**REQUIRED WORK:**
Retype the records below word for word and omit any image.

====

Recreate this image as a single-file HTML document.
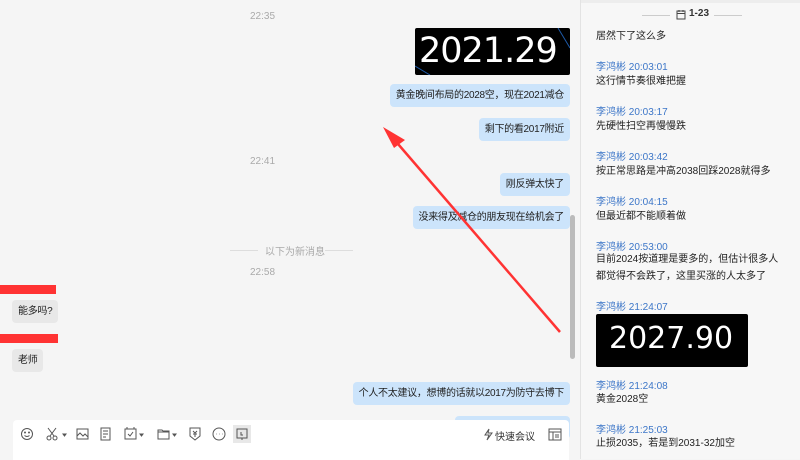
<!DOCTYPE html>
<html><head><meta charset="utf-8"><style>
*{margin:0;padding:0;box-sizing:border-box}
body{width:800px;height:459px;overflow:hidden;background:#f5f5f5;font-family:"Liberation Sans","Noto Sans CJK SC",sans-serif;font-size:10px;color:#222;position:relative}
.a{position:absolute}
.t{color:#aaa;font-size:10px}
.b{position:absolute;background:#cce4fb;border-radius:4px;height:23px;line-height:23px;padding:0 6px;white-space:nowrap;font-size:10px;letter-spacing:-0.3px}
.rr{right:230px}
.g{background:#e8e8e8}
.r{position:absolute;left:580px;top:0;width:220px;height:459px;background:#f7f7f7;border-left:1px solid #e3e3e3}
.n{position:absolute;left:15px;color:#3c76c8;font-size:10px}
.m{position:absolute;left:15px;font-size:10px;color:#222;line-height:17px}
</style></head><body>
<div class="a t" style="left:250px;top:11px">22:35</div>
<div class="a" style="left:415px;top:28px;width:155px;height:47px;background:#000;border-radius:2px;overflow:hidden">
<div style="position:absolute;left:4px;top:0;color:#fff;font-size:35px;font-family:'DejaVu Sans',sans-serif;line-height:46px;letter-spacing:-1px">2021.29</div>
<svg class="a" style="left:0;top:0" width="155" height="47"><path d="M143 0L155 20M0 38L15 47" stroke="#1e5aa8" stroke-width="1"/></svg></div>
<div class="b rr" style="top:84px">黄金晚间布局的2028空，现在2021减仓</div>
<div class="b rr" style="top:118px">剩下的看2017附近</div>
<div class="a t" style="left:250px;top:156px">22:41</div>
<div class="b rr" style="top:173px">刚反弹太快了</div>
<div class="b rr" style="top:206px">没来得及减仓的朋友现在给机会了</div>
<div class="a" style="left:230px;top:250px;width:28px;border-top:1px solid #ddd"></div>
<div class="a t" style="left:265px;top:243px">以下为新消息</div>
<div class="a" style="left:325px;top:250px;width:28px;border-top:1px solid #ddd"></div>
<div class="a t" style="left:250px;top:267px">22:58</div>
<div class="a" style="left:0;top:285px;width:56px;height:9px;background:#f33"></div>
<div class="b g" style="left:12px;top:300px">能多吗?</div>
<div class="a" style="left:0;top:334px;width:58px;height:9px;background:#f33"></div>
<div class="b g" style="left:12px;top:349px">老师</div>
<div class="b rr" style="top:382px">个人不太建议，想博的话就以2017为防守去博下</div>
<div class="b" style="left:455px;width:115px;top:416px"></div>
<div class="a" style="left:570px;top:215px;width:5px;height:144px;background:#bbb;border-radius:3px"></div>
<svg class="a" style="left:0;top:0" width="580" height="459"><line x1="560" y1="332" x2="392" y2="137" stroke="#f33" stroke-width="2.5"/><path d="M383 127L405 140L394 148Z" fill="#f33"/></svg>
<div class="a" style="left:13px;top:420px;width:556px;height:40px;background:#fff;border-radius:4px 4px 0 0"></div>
<svg class="a" style="left:13px;top:420px" width="556" height="39" fill="none" stroke="#555" stroke-width="1">
<circle cx="14" cy="14" r="5.5"/><path d="M11.5 15.5q2.5 2 5 0"/><circle cx="12" cy="12.5" r=".5"/><circle cx="16" cy="12.5" r=".5"/>
<circle cx="36" cy="18" r="2"/><circle cx="42" cy="18" r="2"/><path d="M37 16L43 8M41 16L35 8"/><path d="M50 14h3l-1.5 2z" fill="#555"/>
<rect x="64" y="9" width="11" height="10"/><path d="M64 16l3-3 3 3 2-2 3 3"/>
<rect x="88" y="8" width="9" height="12"/><path d="M90 11h5M90 14h5M90 17h3"/>
<rect x="112" y="9" width="11" height="10"/><path d="M115 14l2 2 3-4M114 7v2M121 7v2"/><path d="M127 14h3l-1.5 2z" fill="#555"/>
<path d="M145 10h4l1 1h6v8h-11z M145 12h11"/><path d="M160 14h3l-1.5 2z" fill="#555"/>
<path d="M177 8h10v8l-5 4-5-4z"/><path d="M180 11l2 2 2-2M182 13v4M180 14h4"/>
<circle cx="206" cy="14" r="6"/><path d="M203 14h.5M206 14h.5M209 14h.5"/>
<rect x="220" y="5" width="18" height="18" fill="#e8e8e8" stroke="none"/><rect x="224" y="9" width="10" height="9"/><path d="M228 12v3h2M229 18v2"/>
<path d="M476 9l-4 6h4l-2 5 5-7h-4z"/>
<rect x="536" y="9" width="12" height="11"/><path d="M536 12h12M540 12v8M542 15h4M542 17h4"/>
</svg>
<div class="a" style="left:495px;top:428px;font-size:10px;color:#333">快速会议</div>
<div class="r">
<div class="a" style="left:0;top:0;width:220px;border-top:3px solid #ededed"></div>
<div class="a" style="left:61px;top:15px;width:28px;border-top:1px solid #ccc"></div>
<svg class="a" style="left:95px;top:9px" width="10" height="11" fill="none" stroke="#444"><rect x="1" y="2" width="8" height="8"/><path d="M1 4.5h8M3 1v2M7 1v2"/></svg>
<div class="a" style="left:108px;top:8px;font-size:10px;font-weight:bold;color:#333">1-23</div>
<div class="a" style="left:133px;top:15px;width:28px;border-top:1px solid #ccc"></div>
<div class="m" style="top:28px">居然下了这么多</div>
<div class="n" style="top:58px">李鸿彬 20:03:01</div><div class="m" style="top:73px">这行情节奏很难把握</div>
<div class="n" style="top:103px">李鸿彬 20:03:17</div><div class="m" style="top:118px">先硬性扫空再慢慢跌</div>
<div class="n" style="top:148px">李鸿彬 20:03:42</div><div class="m" style="top:163px">按正常思路是冲高2038回踩2028就得多</div>
<div class="n" style="top:193px">李鸿彬 20:04:15</div><div class="m" style="top:208px">但最近都不能顺着做</div>
<div class="n" style="top:238px">李鸿彬 20:53:00</div><div class="m" style="top:251px;width:192px">目前2024按道理是要多的，但估计很多人都觉得不会跌了，这里买涨的人太多了</div>
<div class="n" style="top:298px">李鸿彬 21:24:07</div>
<div class="a" style="left:15px;top:314px;width:152px;height:53px;background:#000;border-radius:2px;color:#fff;font-family:'DejaVu Sans',sans-serif;font-size:30px;line-height:50px;padding-left:13px">2027.90</div>
<div class="n" style="top:377px">李鸿彬 21:24:08</div><div class="m" style="top:391px">黄金2028空</div>
<div class="n" style="top:421px">李鸿彬 21:25:03</div><div class="m" style="top:435px">止损2035，若是到2031-32加空</div>
</div>
</body></html>
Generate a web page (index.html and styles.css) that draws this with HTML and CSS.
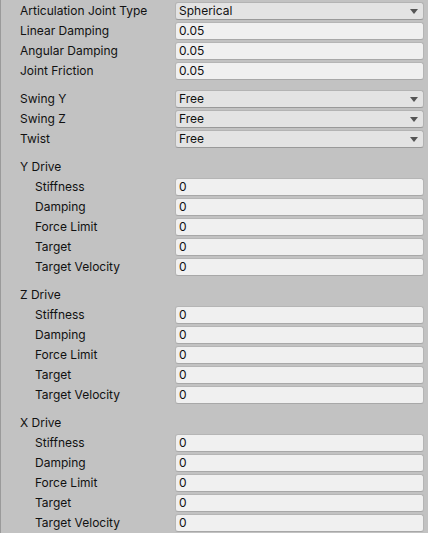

====

**WRITTEN RESPONSE:**
Recreate this image as a single-file HTML document.
<!DOCTYPE html>
<html><head><meta charset="utf-8"><style>
*{margin:0;padding:0;box-sizing:border-box}
body{width:800px;height:459px;overflow:hidden;background:#f5f5f5;font-family:"Liberation Sans","Noto Sans CJK SC",sans-serif;font-size:10px;color:#222;position:relative}
.a{position:absolute}
.t{color:#aaa;font-size:10px}
.b{position:absolute;background:#cce4fb;border-radius:4px;height:23px;line-height:23px;padding:0 6px;white-space:nowrap;font-size:10px;letter-spacing:-0.3px}
.rr{right:230px}
.g{background:#e8e8e8}
.r{position:absolute;left:580px;top:0;width:220px;height:459px;background:#f7f7f7;border-left:1px solid #e3e3e3}
.n{position:absolute;left:15px;color:#3c76c8;font-size:10px}
.m{position:absolute;left:15px;font-size:10px;color:#222;line-height:17px}
</style></head><body>
<div class="a t" style="left:250px;top:11px">22:35</div>
<div class="a" style="left:415px;top:28px;width:155px;height:47px;background:#000;border-radius:2px;overflow:hidden">
<div style="position:absolute;left:4px;top:0;color:#fff;font-size:35px;font-family:'DejaVu Sans',sans-serif;line-height:46px;letter-spacing:-1px">2021.29</div>
<svg class="a" style="left:0;top:0" width="155" height="47"><path d="M143 0L155 20M0 38L15 47" stroke="#1e5aa8" stroke-width="1"/></svg></div>
<div class="b rr" style="top:84px">黄金晚间布局的2028空，现在2021减仓</div>
<div class="b rr" style="top:118px">剩下的看2017附近</div>
<div class="a t" style="left:250px;top:156px">22:41</div>
<div class="b rr" style="top:173px">刚反弹太快了</div>
<div class="b rr" style="top:206px">没来得及减仓的朋友现在给机会了</div>
<div class="a" style="left:230px;top:250px;width:28px;border-top:1px solid #ddd"></div>
<div class="a t" style="left:265px;top:243px">以下为新消息</div>
<div class="a" style="left:325px;top:250px;width:28px;border-top:1px solid #ddd"></div>
<div class="a t" style="left:250px;top:267px">22:58</div>
<div class="a" style="left:0;top:285px;width:56px;height:9px;background:#f33"></div>
<div class="b g" style="left:12px;top:300px">能多吗?</div>
<div class="a" style="left:0;top:334px;width:58px;height:9px;background:#f33"></div>
<div class="b g" style="left:12px;top:349px">老师</div>
<div class="b rr" style="top:382px">个人不太建议，想博的话就以2017为防守去博下</div>
<div class="b" style="left:455px;width:115px;top:416px"></div>
<div class="a" style="left:570px;top:215px;width:5px;height:144px;background:#bbb;border-radius:3px"></div>
<svg class="a" style="left:0;top:0" width="580" height="459"><line x1="560" y1="332" x2="392" y2="137" stroke="#f33" stroke-width="2.5"/><path d="M383 127L405 140L394 148Z" fill="#f33"/></svg>
<div class="a" style="left:13px;top:420px;width:556px;height:40px;background:#fff;border-radius:4px 4px 0 0"></div>
<svg class="a" style="left:13px;top:420px" width="556" height="39" fill="none" stroke="#555" stroke-width="1">
<circle cx="14" cy="14" r="5.5"/><path d="M11.5 15.5q2.5 2 5 0"/><circle cx="12" cy="12.5" r=".5"/><circle cx="16" cy="12.5" r=".5"/>
<circle cx="36" cy="18" r="2"/><circle cx="42" cy="18" r="2"/><path d="M37 16L43 8M41 16L35 8"/><path d="M50 14h3l-1.5 2z" fill="#555"/>
<rect x="64" y="9" width="11" height="10"/><path d="M64 16l3-3 3 3 2-2 3 3"/>
<rect x="88" y="8" width="9" height="12"/><path d="M90 11h5M90 14h5M90 17h3"/>
<rect x="112" y="9" width="11" height="10"/><path d="M115 14l2 2 3-4M114 7v2M121 7v2"/><path d="M127 14h3l-1.5 2z" fill="#555"/>
<path d="M145 10h4l1 1h6v8h-11z M145 12h11"/><path d="M160 14h3l-1.5 2z" fill="#555"/>
<path d="M177 8h10v8l-5 4-5-4z"/><path d="M180 11l2 2 2-2M182 13v4M180 14h4"/>
<circle cx="206" cy="14" r="6"/><path d="M203 14h.5M206 14h.5M209 14h.5"/>
<rect x="220" y="5" width="18" height="18" fill="#e8e8e8" stroke="none"/><rect x="224" y="9" width="10" height="9"/><path d="M228 12v3h2M229 18v2"/>
<path d="M476 9l-4 6h4l-2 5 5-7h-4z"/>
<rect x="536" y="9" width="12" height="11"/><path d="M536 12h12M540 12v8M542 15h4M542 17h4"/>
</svg>
<div class="a" style="left:495px;top:428px;font-size:10px;color:#333">快速会议</div>
<div class="r">
<div class="a" style="left:0;top:0;width:220px;border-top:3px solid #ededed"></div>
<div class="a" style="left:61px;top:15px;width:28px;border-top:1px solid #ccc"></div>
<svg class="a" style="left:95px;top:9px" width="10" height="11" fill="none" stroke="#444"><rect x="1" y="2" width="8" height="8"/><path d="M1 4.5h8M3 1v2M7 1v2"/></svg>
<div class="a" style="left:108px;top:8px;font-size:10px;font-weight:bold;color:#333">1-23</div>
<div class="a" style="left:133px;top:15px;width:28px;border-top:1px solid #ccc"></div>
<div class="m" style="top:28px">居然下了这么多</div>
<div class="n" style="top:58px">李鸿彬 20:03:01</div><div class="m" style="top:73px">这行情节奏很难把握</div>
<div class="n" style="top:103px">李鸿彬 20:03:17</div><div class="m" style="top:118px">先硬性扫空再慢慢跌</div>
<div class="n" style="top:148px">李鸿彬 20:03:42</div><div class="m" style="top:163px">按正常思路是冲高2038回踩2028就得多</div>
<div class="n" style="top:193px">李鸿彬 20:04:15</div><div class="m" style="top:208px">但最近都不能顺着做</div>
<div class="n" style="top:238px">李鸿彬 20:53:00</div><div class="m" style="top:251px;width:192px">目前2024按道理是要多的，但估计很多人都觉得不会跌了，这里买涨的人太多了</div>
<div class="n" style="top:298px">李鸿彬 21:24:07</div>
<div class="a" style="left:15px;top:314px;width:152px;height:53px;background:#000;border-radius:2px;color:#fff;font-family:'DejaVu Sans',sans-serif;font-size:30px;line-height:50px;padding-left:13px">2027.90</div>
<div class="n" style="top:377px">李鸿彬 21:24:08</div><div class="m" style="top:391px">黄金2028空</div>
<div class="n" style="top:421px">李鸿彬 21:25:03</div><div class="m" style="top:435px">止损2035，若是到2031-32加空</div>
</div>
</body></html>
Generate a web page (index.html and styles.css) that draws this with HTML and CSS.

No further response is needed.